Romance clichés in musicals could have been overlooked seven years ago when Levay first began making “Beethoven Secret.” But with the rapid growth of the country’s musical market, their expectations of shows have also gone up. Also, dozens of world-class, sophisticated musicals, such as “Wicked,” “Hadestown,” “Rent,” “West Side Story,” “Sweeney Todd” and “Hedwig,” have been staged in Korea and were incredible successly in the past several years.
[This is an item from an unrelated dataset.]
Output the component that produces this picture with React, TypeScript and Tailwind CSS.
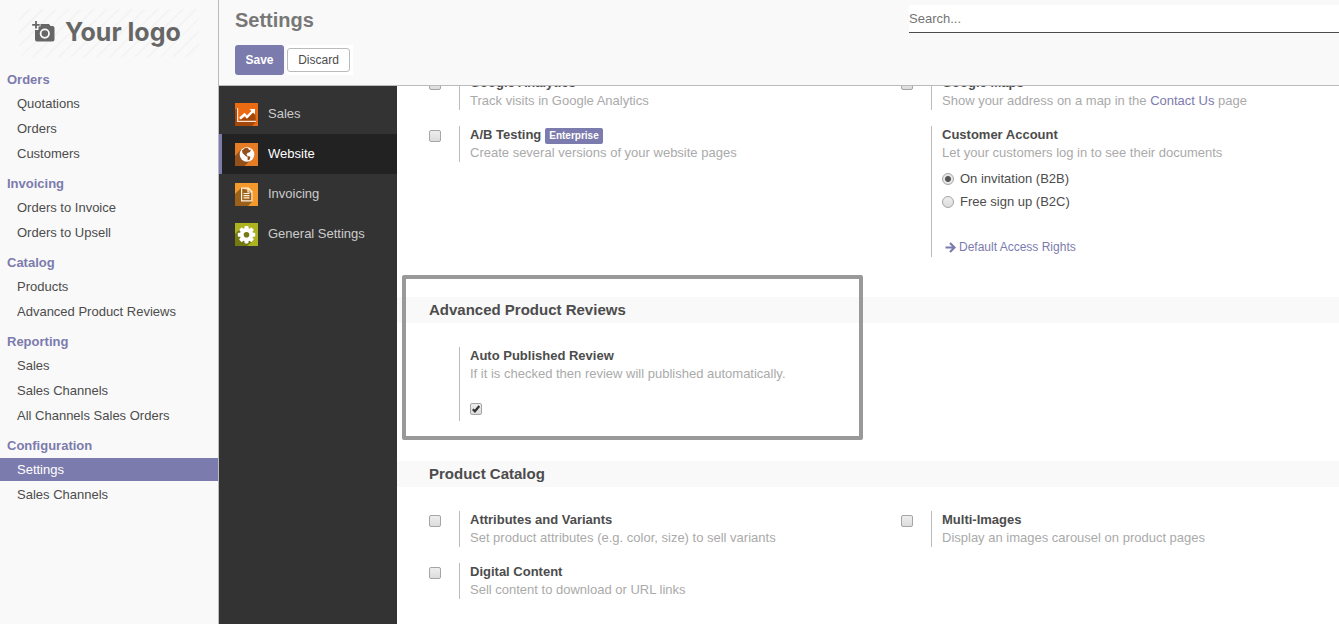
import { useState } from "react";
import type { ReactNode } from "react";

const menu = [
  { title: "Orders", items: ["Quotations", "Orders", "Customers"] },
  { title: "Invoicing", items: ["Orders to Invoice", "Orders to Upsell"] },
  { title: "Catalog", items: ["Products", "Advanced Product Reviews"] },
  { title: "Reporting", items: ["Sales", "Sales Channels", "All Channels Sales Orders"] },
  { title: "Configuration", items: ["Settings", "Sales Channels"] },
];

function Logo() {
  return (
    <a
      href="#home"
      className="mx-auto mt-[9px] flex h-12 w-[180px] items-center gap-[10px] bg-[repeating-linear-gradient(135deg,#f9f9f9_0_7px,#f4f4f4_7px_9px)] pb-[2px] pl-[13px] text-[#666]"
    >
      <svg width="23" height="22" viewBox="0 0 23 22" aria-hidden="true">
        <path
          fill="currentColor"
          d="M8.500 3H17l1.500 2H20.500a2 2 0 0 1 2 2V18.500a2 2 0 0 1-2 2H5a2 2 0 0 1-2-2V9h3.500V5.500h2z"
        />
        <path fill="none" stroke="currentColor" strokeWidth="1.800" d="M4 0v7.500M0.200 3.800h7.500" />
        <circle cx="12.800" cy="12.600" r="4.200" fill="none" stroke="#f9f9f9" strokeWidth="1.800" />
      </svg>
      <span className="font-['Inter',sans-serif] text-[25px] leading-8 font-bold">Your logo</span>
    </a>
  );
}

function Sidebar() {
  return (
    <aside className="w-[219px] shrink-0 border-r border-[#bbb] bg-[#f9f9f9]">
      <Logo />
      <nav className="mt-[14px] flex flex-col gap-[10px]">
        {menu.map((group) => (
          <section key={group.title}>
            <h2 className="px-[7px] font-bold text-[#7c7bad]">{group.title}</h2>
            <ul className="mt-[3px] flex flex-col gap-[2px]">
              {group.items.map((item) => (
                <li key={item}>
                  <a
                    href="#menu"
                    className={
                      item === "Settings"
                        ? "block bg-[#7c7bad] pt-[3px] pb-[2px] pl-[17px] text-white"
                        : "block pt-[3px] pb-[2px] pl-[17px]"
                    }
                  >
                    {item}
                  </a>
                </li>
              ))}
            </ul>
          </section>
        ))}
      </nav>
    </aside>
  );
}

function ControlPanel() {
  return (
    <header className="z-10 grid h-[86px] shrink-0 grid-cols-[690fr_430fr] border-b border-[#bbb] bg-[#f9f9f9]">
      <div className="pl-4">
        <h1 className="pt-2 text-[20px] leading-6 font-bold text-[#777]">Settings</h1>
        <div className="mt-[13px] flex items-center text-[12px]">
          <button className="h-[30px] w-[49px] rounded-[3px] bg-[#7c7bad] font-bold text-white">Save</button>
          <div className="ml-[2px] flex h-[30px] items-center bg-white pr-[3px] pl-px">
            <button className="h-6 w-[63px] rounded-[3px] border border-[#bbb] bg-white">Discard</button>
          </div>
        </div>
      </div>
      <div className="pt-[5px]">
        <input
          type="text"
          aria-label="Search"
          placeholder="Search..."
          className="block h-7 w-full border-b border-[#4c4c4c] bg-white outline-none placeholder:text-[#757575]"
        />
      </div>
    </header>
  );
}

const tabs: { label: string; icon: ReactNode }[] = [
  {
    label: "Sales",
    icon: (
      <>
        <path fill="#eb6b12" d="M0 0h23v23H0z" />
        <path fill="#a3480a" d="M2 5L0 7v16h17l4-4-1-11-9 6-9 4z" />
        <path fill="#eb6b12" d="M3 5h16L9 10l-6 5z" />
        <path fill="none" stroke="#fde3d0" strokeWidth="1.200" d="M2.600 5v13.400H21" />
        <path fill="none" stroke="#fff" strokeWidth="2.400" d="M5 15.500l4.500-4 2.500 2.500 6-6" />
        <path fill="#fff" d="M14.500 6H20v5.500z" />
      </>
    ),
  },
  {
    label: "Website",
    icon: (
      <>
        <path fill="#e67d24" d="M0 0h23v23H0z" />
        <path fill="#94501b" d="M6 6.500L0 13v10h9.500l7-6.500z" />
        <circle cx="12" cy="11.500" r="7.300" fill="#fff" />
        <path
          fill="#94501b"
          d="M7 7.500l3-2.500 3 0 1 2 2-.5-1 2.500-2.500 1-1 1.500 1 1.500-.5 1-2.500-2-2-2zM12.500 13l3 .8-.8 2.700-2 1z"
        />
      </>
    ),
  },
  {
    label: "Invoicing",
    icon: (
      <>
        <path fill="#f4992b" d="M0 0h23v23H0z" />
        <path fill="#9a611b" d="M6 5L0 11v12h13l4-4V9z" />
        <path
          fill="none"
          stroke="#fff1dc"
          strokeWidth="1.200"
          d="M6.600 5.100h6.900l3.400 3.400v9.400H6.600zM13 5.500V9h3.500M8.500 10.500h6M8.500 12.700h6M8.500 14.900h6"
        />
      </>
    ),
  },
  {
    label: "General Settings",
    icon: (
      <>
        <path fill="#adb31f" d="M0 0h23v23H0z" />
        <path fill="#737a12" d="M5 6L0 11v12h12l7-6z" />
        <g fill="#fff">
          <circle cx="11.500" cy="11.700" r="6.700" />
          <rect x="9.500" y="3" width="4" height="17.400" rx="0.800" />
          <rect x="9.500" y="3" width="4" height="17.400" rx="0.800" transform="rotate(45 11.500 11.700)" />
          <rect x="9.500" y="3" width="4" height="17.400" rx="0.800" transform="rotate(90 11.500 11.700)" />
          <rect x="9.500" y="3" width="4" height="17.400" rx="0.800" transform="rotate(135 11.500 11.700)" />
        </g>
        <circle cx="11.500" cy="11.700" r="2.800" fill="#737a12" />
      </>
    ),
  },
];

function SettingsTabs() {
  return (
    <nav className="w-[178px] shrink-0 bg-[#333] pt-2">
      {tabs.map((tab) => (
        <a
          key={tab.label}
          href="#tab"
          className={
            tab.label === "Website"
              ? "flex h-10 items-center border-l-[3px] border-[#7c7bad] bg-[#222] pl-[13px] text-white"
              : "flex h-10 items-center pl-4 text-[#ccc]"
          }
        >
          <svg width="23" height="23" viewBox="0 0 23 23" aria-hidden="true">
            {tab.icon}
          </svg>
          <span className="ml-[10px]">{tab.label}</span>
        </a>
      ))}
    </nav>
  );
}

function Checkbox({ id, label, initial = false }: { id: string; label?: string; initial?: boolean }) {
  const [checked, setChecked] = useState(initial);
  return (
    <span className="relative block size-3">
      <input
        id={id}
        type="checkbox"
        aria-label={label}
        checked={checked}
        onChange={() => setChecked(!checked)}
        className="block size-3 appearance-none rounded-[2px] border border-[#a5a5a5] bg-linear-to-b from-[#eee] to-[#dcdcdc]"
      />
      {checked && (
        <svg className="pointer-events-none absolute inset-0" width="12" height="12" viewBox="0 0 12 12" aria-hidden="true">
          <path d="M2.800 6.200l2.100 2.100L9.300 3" fill="none" stroke="#333" strokeWidth="2.200" />
        </svg>
      )}
    </span>
  );
}

type SettingProps = {
  id: string;
  title: string;
  description: ReactNode;
  badge?: string;
  checkbox?: boolean;
  children?: ReactNode;
};

function Setting({ id, title, description, badge, checkbox = true, children }: SettingProps) {
  return (
    <div className="flex">
      <div className="w-[30px] shrink-0 pt-1">{checkbox && <Checkbox id={id} />}</div>
      <div className="flex-1 border-l border-[#bbb] pl-[10px]">
        <div className="flex items-center">
          {checkbox ? (
            <label htmlFor={id} className="font-bold">
              {title}
            </label>
          ) : (
            <h3 className="font-bold">{title}</h3>
          )}
          {badge && (
            <span className="mt-px -mb-px ml-1 rounded-[2px] bg-[#7c7bad] px-1 text-[10px] leading-4 font-bold text-white">
              {badge}
            </span>
          )}
        </div>
        <p className="text-[#aaa]">{description}</p>
        {children}
      </div>
    </div>
  );
}

function SectionTitle({ children }: { children: ReactNode }) {
  return <h2 className="mb-6 bg-[#f9f9f9] pl-8 text-[15px] leading-[26px] font-bold">{children}</h2>;
}

function Rows({ children }: { children: ReactNode }) {
  return <div className="grid grid-cols-2 gap-x-[34px] gap-y-4 pl-8">{children}</div>;
}

function AccessChoice() {
  const [choice, setChoice] = useState("b2b");
  const options = [
    { value: "b2b", label: "On invitation (B2B)" },
    { value: "b2c", label: "Free sign up (B2C)" },
  ];
  return (
    <div className="mt-2 flex flex-col gap-[5px]">
      {options.map((option) => (
        <label key={option.value} className="flex items-center gap-[6px]">
          <input
            type="radio"
            name="access"
            checked={choice === option.value}
            onChange={() => setChoice(option.value)}
            className="size-3 appearance-none rounded-full border border-[#a5a5a5] bg-linear-to-b from-[#eee] to-[#dcdcdc] checked:bg-[radial-gradient(circle,#555_0_2.500px,#e6e6e6_3.500px)]"
          />
          {option.label}
        </label>
      ))}
    </div>
  );
}

export default function App() {
  return (
    <div className="flex h-screen overflow-hidden bg-white font-['Liberation_Sans',Arial,sans-serif] text-[13px] leading-[18px] text-[#4c4c4c]">
      <Sidebar />
      <div className="flex min-w-0 flex-1 flex-col">
        <ControlPanel />
        <div className="flex min-h-0 flex-1">
          <SettingsTabs />
          <main className="min-w-0 flex-1 overflow-hidden">
            <div className="-mt-3 flex flex-col gap-10">
              <Rows>
                <Setting id="analytics" title="Google Analytics" description="Track visits in Google Analytics" />
                <Setting
                  id="maps"
                  title="Google Maps"
                  description={
                    <>
                      Show your address on a map in the{" "}
                      <a href="#contact" className="text-[#7c7bad]">
                        Contact Us
                      </a>{" "}
                      page
                    </>
                  }
                />
                <div>
                  <Setting
                    id="ab"
                    title="A/B Testing"
                    badge="Enterprise"
                    description="Create several versions of your website pages"
                  />
                </div>
                <Setting
                  id="account"
                  title="Customer Account"
                  checkbox={false}
                  description="Let your customers log in to see their documents"
                >
                  <AccessChoice />
                  <a
                    href="#rights"
                    className="mt-[27px] mb-px ml-[3px] flex items-center gap-[3px] text-[12px] text-[#7c7bad]"
                  >
                    <svg width="11" height="11" viewBox="0 0 11 11" aria-hidden="true">
                      <path d="M0.500 5.500H9M5 1l4.500 4.500L5 10" fill="none" stroke="currentColor" strokeWidth="2.200" />
                    </svg>
                    Default Access Rights
                  </a>
                </Setting>
              </Rows>

              <section className="relative">
                <SectionTitle>Advanced Product Reviews</SectionTitle>
                <Rows>
                  <Setting
                    id="auto-published-row"
                    title="Auto Published Review"
                    checkbox={false}
                    description="If it is checked then review will published automatically."
                  >
                    <div className="mt-5 mb-[6px]">
                      <Checkbox id="auto-published" label="Auto Published Review" initial />
                    </div>
                  </Setting>
                </Rows>
                <div className="pointer-events-none absolute -top-[22px] -bottom-[19px] left-[5px] w-[461px] rounded-[2px] border-4 border-[#999]" />
              </section>

              <section>
                <SectionTitle>Product Catalog</SectionTitle>
                <Rows>
                  <Setting
                    id="variants"
                    title="Attributes and Variants"
                    description="Set product attributes (e.g. color, size) to sell variants"
                  />
                  <Setting id="images" title="Multi-Images" description="Display an images carousel on product pages" />
                  <Setting id="digital" title="Digital Content" description="Sell content to download or URL links" />
                </Rows>
              </section>
            </div>
          </main>
        </div>
      </div>
    </div>
  );
}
People may have been introduced to a musical for the first time because of celebrity actors in the shows’ casts, but they left becoming a fan of the show. Many have evolved into avid enthusiasts of the genre; They watch shows with scrutiny — often the same show multiple times — and don’t hesitate to express their thoughts on the actors’ performances or the show itself.

But the musical isn’t a complete flop, with the industry’s top talents giving it their all each performance.

“I saw the reviews so I wasn’t expecting much, but I was blown away by the actors’ performance,” reads one review.

“I’m looking forward to how the actors grow into their roles as they continue the run,” reads another.

VIP seats for performances with singer Park Hyo-shin as Beethoven are nearly all sold out for February. Park is a chart-topping solo singer best known for songs such as “Snow Flower” (2004) and “Wild Flower” (2014).

Salary worker Kim Hyun-jung, 28, said that she has watched “Beethoven Secret” three times already, all with Park in the lead, and she plans to watch more of his shows.

“Musicals are a great way to hear Park sing up close,” she said. “I don’t enjoy ‘Beethoven Secret’ as much as the other shows that Park Hyo–shin has starred in in the past, but I still want to be supportive of my favorite singer.”

Similar comments saying that they were satisfied with just hearing their favorite singers or actors sing were easily found online.

“Beethoven Secret” runs through March 26 at Seoul Arts Center Opera House in Seocho District, southern Seoul. The role of Beethoven is alternated among Park Hyo-shin, Park Eun-tae and Kai. Jo Jung-eun, Ock Joo-hyun and Yoon Gong-joo will alternate the role of Antonie. It is performed in Korean, without foreign language subtitles.